If you have kids, you’ve likely been through a case or two of ‘are we there yet?’ and like all parents who are presented with the question, you probably answered ‘almost there…’ knowing that it’ll be a while yet.
Somehow it feels that way with the ongoing pandemic. Last week alone we saw multiple cases show up in our schools and we have the hospital outbreak. As of Sunday, there were 28 patients and 51 staff who tested positive at RIH (update: there are now 91 people affected, staff and patients.)
Sahali Secondary sent out multiple notices of COVID-19 exposure (they have had the most cases so far.) Cases popped up in other schools too, including elementary schools. In total, eight Kamloops schools have had potential exposures. We are told of potential exposures but not about confirmed cases, which there have been a few. Such secrecy has no place in a pandemic.
We don’t know for sure whether it’s students or adults (staff/teachers) who tested positive, but we kind of do because word gets out. There are students who tested positive and are isolating at home, their families in quarantine.
So much for that perceived protective shield surrounding our children. And in the same breath, unfortunately – so much for the peace of mind of teachers and staff. Yes, kids can and do spread the virus, and sometimes they themselves develop symptoms. And yet, we send our kids to school and staff and teachers show up for work, hoping they won’t contract the virus. Some do unfortunately, and there are repeated calls to reduce class sizes, to have transparency regarding COVID cases, and to have teachers vaccinated sooner.
Meanwhile, here’s an easy one: a classroom mandatory mask policy. Not having one is bewildering and irresponsible. While not entirely efficient, masks do decrease the risk of transmission. The explanation, according to our local school district, is that schools are ‘controlled environments, and not public spaces.’
Philosophical debates notwithstanding, I dare say schools are public spaces. Kids and staff encounter many other people in the community, some more than others.

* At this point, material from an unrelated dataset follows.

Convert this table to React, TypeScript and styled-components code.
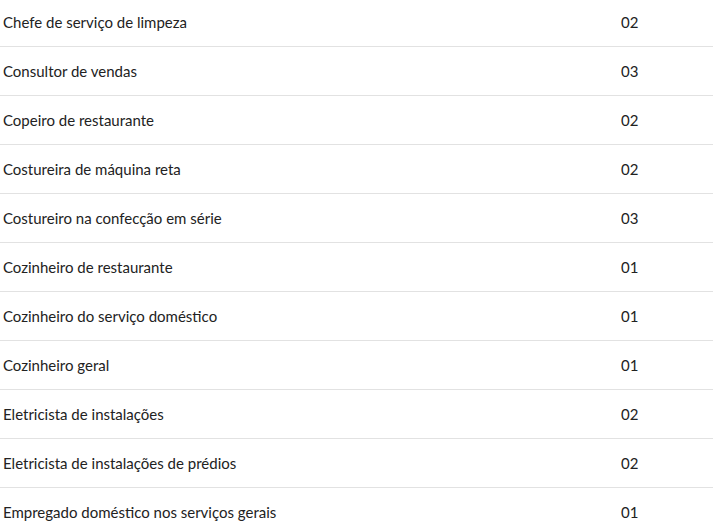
import React from "react";
import styled, { createGlobalStyle } from "styled-components";

const Global = createGlobalStyle`
  html, body { margin: 0; padding: 0; background: #fff; }
  body { font-family: Lato, "Open Sans", sans-serif; color: #222; overflow: hidden; }
`;

const Table = styled.div`
  display: flex;
  flex-direction: column;
  margin-top: -2px;
  width: 713px;
`;

const Row = styled.div`
  display: grid;
  grid-template-columns: 621px 1fr;
  height: 48px;
  align-items: center;
  border-bottom: 1px solid #e2e2e2;
  font-size: 15px;
`;

const Name = styled.span`
  padding-left: 3px;
`;

const Qty = styled.span``;

const rows: [string, string][] = [
  ["Chefe de serviço de limpeza", "02"],
  ["Consultor de vendas", "03"],
  ["Copeiro de restaurante", "02"],
  ["Costureira de máquina reta", "02"],
  ["Costureiro na confecção em série", "03"],
  ["Cozinheiro de restaurante", "01"],
  ["Cozinheiro do serviço doméstico", "01"],
  ["Cozinheiro geral", "01"],
  ["Eletricista de instalações", "02"],
  ["Eletricista de instalações de prédios", "02"],
  ["Empregado doméstico nos serviços gerais", "01"],
];

export default function App() {
  return (
    <>
      <Global />
      <Table>
        {rows.map(([n, q]) => (
          <Row key={n}>
            <Name>{n}</Name>
            <Qty>{q}</Qty>
          </Row>
        ))}
      </Table>
    </>
  );
}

Another point in need of updating states that ‘Provincial health data confirms that increasing mask use in schools is not necessary because COVID-19 is primarily transmitted in home-like settings and in unstructured community settings.’ Well, we now know that the virus does spread in schools.
Back in October, a private school in Kelowna reported their first case of COVID-19, which became 11 in no time. As a result, the school closed for 14 days. Some rolled their eyes, others applauded.
Why don’t we apply the same, more so when we see school cases rising, and when the community is also dealing with a hospital outbreak, and when we are being warned of the new variants making their way into our communities?
Why don’t we at least see a mandatory mask policy being set in place to protect teachers and students and why do we continue to assume that just by isolating the positive cases and their immediate contacts we can control the spread when that’s evidently not working as planned.
If we’ve learned one thing about this virus is that it travels, faster and father than we realize. It sneaks into public places, schools included.
As for the new variants, that’s another level altogether. Viruses mutate, and they do it particularly well in places where the spread has not been dealt with (countries such as Brazil, South Africa, the U.S. and the U.K.).
The mitigation measures the province has applied so far have worked somewhat, but no matter how positive you want to be, here’s the sober reality: we’re not doing well. We have sailed out of the first wave straight into the second and now we’re being warned of the third.
We’re being asked to ‘double-down and do more’ by the provincial health authority. Those who have been reducing their bubble size to nil and observing all measures are asking what more they could do? The new travel restrictions announced by the federal government are a step in the right direction, aiming to discourage traveling, but is that enough?
We hear success stories from countries like New Zealand, Taiwan and Australia. They went all the way with full lockdowns and aimed for eradication rather than risk mitigation. New cases are treated with urgency and, most importantly, full transparency.
That gives us reason to sigh realizing we’re not out of danger zone, but it also gives us reason to hope that things could get better with proper, stricter measures in place.
Harsh they may be but imagine the freedom we’d be able to enjoy after a few weeks, compared to what now has been a year of suppressive measures that have not seen case numbers go down. Imagine getting back to a level of normalcy, our economy included, rather than living with the spectrum of yet another pandemic wave and more community outbreaks.
As far as schools are concerned, what about temporary closures in schools that have had exposure cases pop up? What about more aggressive testing when the spread is unexpectedly high?
What about full transparency by the regional health authority regarding the exact number of cases and where they occur in our community?
Let’s not wait until it gets worse, because we know it can. But it can also get better. We can make it happen.